The official website offers a great Getting Started that you must read entirely.
From intuition you know most things already. You have “do .. end” blocks, but you may not yet know that they are just convenience macros to pass a list of statements as an argument inside a Keyword List. The following blocks are equivalent:
if true do
a = 1 + 2
a + 10
end
if true, do: (
a = 1 + 2
a + 10
)
if true, [{:do, (
a = 1 + 2
a + 10
)}]Mind-blowing, huh?

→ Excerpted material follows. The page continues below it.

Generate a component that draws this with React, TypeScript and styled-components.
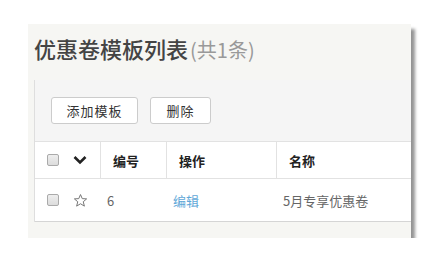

There are many macros that add syntactic sugar using the primitives behind it.
For the most part, Valim made the powerful Erlang primitives more accessible (Lists, Atoms, Maps, etc.) and added higher abstractions using macros (do .. end blocks, the pipe operator, keyword lists, shortcuts for anonymous functions, etc.). This precise combination is what makes Elixir very enjoyable to learn. It’s like peeling an onion: you start with the higher abstractions and discover macros of simpler structures underneath. You see a Keyword List first and discover Lists of Tuples. You see a block and discover another Keyword List disguised by a macro. And so on.
So you have a low barrier to entry and you can go as deep as you want into the rabbit hole, all the way to extending the language.
Elixir provides a very clever language design on top of the 25-year-old mature Erlang core. This is not just clever, it’s the intelligent choice. Keep learning!